Partisan battle looms over oil spill measures

Differences emerge over revenue-sharing for coastal states and liability cap.

With comprehensive climate and energy legislation off the table, the Senate is gearing up to battle over oil spill measures that could prove divisive when Majority Leader Harry Reid, D-Nev., brings legislation to the floor later this week.

Reid will introduce the Democrats' oil spill package Monday, after Republicans quietly introduced last week substitute legislation that includes provisions such as oil drilling revenue-sharing for coastal states and a liability cap set by the president.

By contrast, Reid's legislation will likely not include any revenue-sharing and will raise significantly or eliminate the $75 million cap oil companies pay in the wake of a spill. Republicans and moderate Democrats hailing from oil-producing states, such as Sens. Mark Begich of Alaska and Mary Landrieu of Louisiana, have said they will not support legislation that does not include oil revenue-sharing for coastal states.

Another difference between the bills is whether Congress sets up an oil spill commission with equal representation from both parties, which would be in addition to a commission President Obama appointed. Republicans have charged Obama's appointees are biased toward the environmental community.

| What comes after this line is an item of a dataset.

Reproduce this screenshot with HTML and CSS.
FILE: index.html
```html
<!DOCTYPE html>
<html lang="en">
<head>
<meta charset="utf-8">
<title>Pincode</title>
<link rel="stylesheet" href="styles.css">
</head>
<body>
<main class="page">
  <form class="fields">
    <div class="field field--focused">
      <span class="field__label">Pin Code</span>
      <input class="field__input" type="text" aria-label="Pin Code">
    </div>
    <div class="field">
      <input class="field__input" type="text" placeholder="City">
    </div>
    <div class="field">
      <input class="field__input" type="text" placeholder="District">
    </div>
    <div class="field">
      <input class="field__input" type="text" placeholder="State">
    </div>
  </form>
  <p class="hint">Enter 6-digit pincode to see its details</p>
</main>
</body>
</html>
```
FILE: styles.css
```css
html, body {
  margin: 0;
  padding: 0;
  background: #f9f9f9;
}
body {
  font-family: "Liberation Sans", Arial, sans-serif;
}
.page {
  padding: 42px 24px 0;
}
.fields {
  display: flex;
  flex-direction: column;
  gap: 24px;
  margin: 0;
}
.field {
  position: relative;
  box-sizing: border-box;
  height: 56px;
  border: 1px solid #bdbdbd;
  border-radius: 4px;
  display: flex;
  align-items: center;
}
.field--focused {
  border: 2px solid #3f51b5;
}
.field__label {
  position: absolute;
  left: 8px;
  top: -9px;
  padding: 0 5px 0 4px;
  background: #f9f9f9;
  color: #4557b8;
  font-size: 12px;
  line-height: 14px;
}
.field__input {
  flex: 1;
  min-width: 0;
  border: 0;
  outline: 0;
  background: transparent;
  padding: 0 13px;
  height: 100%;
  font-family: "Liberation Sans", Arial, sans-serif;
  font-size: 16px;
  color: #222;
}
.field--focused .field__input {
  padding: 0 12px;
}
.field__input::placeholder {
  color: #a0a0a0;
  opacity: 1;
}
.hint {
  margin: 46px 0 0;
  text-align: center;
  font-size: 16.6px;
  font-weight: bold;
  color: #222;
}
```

Reid's bill is expected to include many parts of the legislation approved last month out of the Energy and Natural Resources Committee, which reforms the management of the Outer Continental Shelf, and a bill sponsored by Sen. Robert Menendez, D-N.J., which cleared the Environment and Public Works Committee last month.

The final version of the latter bill eliminates the oil-spill liability cap, but Menendez's original bill raised the cap to $10 billion. To tame opposition to the overall package, Reid could try to raise the cap substantially rather than eliminating the cap altogether. In both versions of the bill, the law would be retroactively applied to BP and the oil spill in the Gulf of Mexico.

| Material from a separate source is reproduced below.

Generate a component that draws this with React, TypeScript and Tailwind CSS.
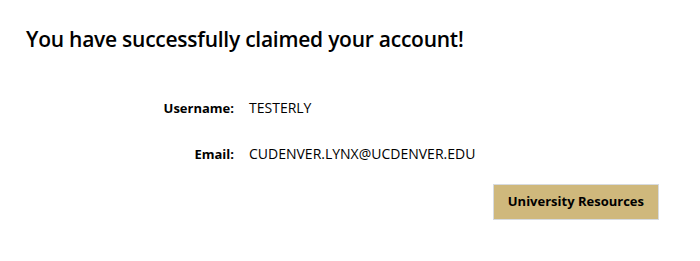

The GOP's substitute legislation, introduced Thursday by Minority Leader Mitch McConnell, R-Ky., Energy and Natural Resources Committee ranking member Lisa Murkowski, R-Alaska, Environment and Public Works Committee Ranking Member James Inhofe, R-Okla., and Sen. John Thune, R-S.D., includes language that allows the president to set the liability cap on a case-by-case basis.

It does not retroactively apply to BP and would only apply to leases issued after the law is enacted. This difference regarding retroactivity will likely become a huge issue between the Republicans' and Democrats' bills.

Reid's bill will also include a few energy provisions, including Home Star, a program that gives rebates to homeowners to retrofit their houses to make them more energy efficient. The package is not expected to include a renewable electricity standard, despite an intense, 11th-hour lobbying push by renewable energy advocates to include it.

Reid's office would not comment ahead of the bill's introduction on specific provisions.

The Republicans' bill includes only oil spill measures.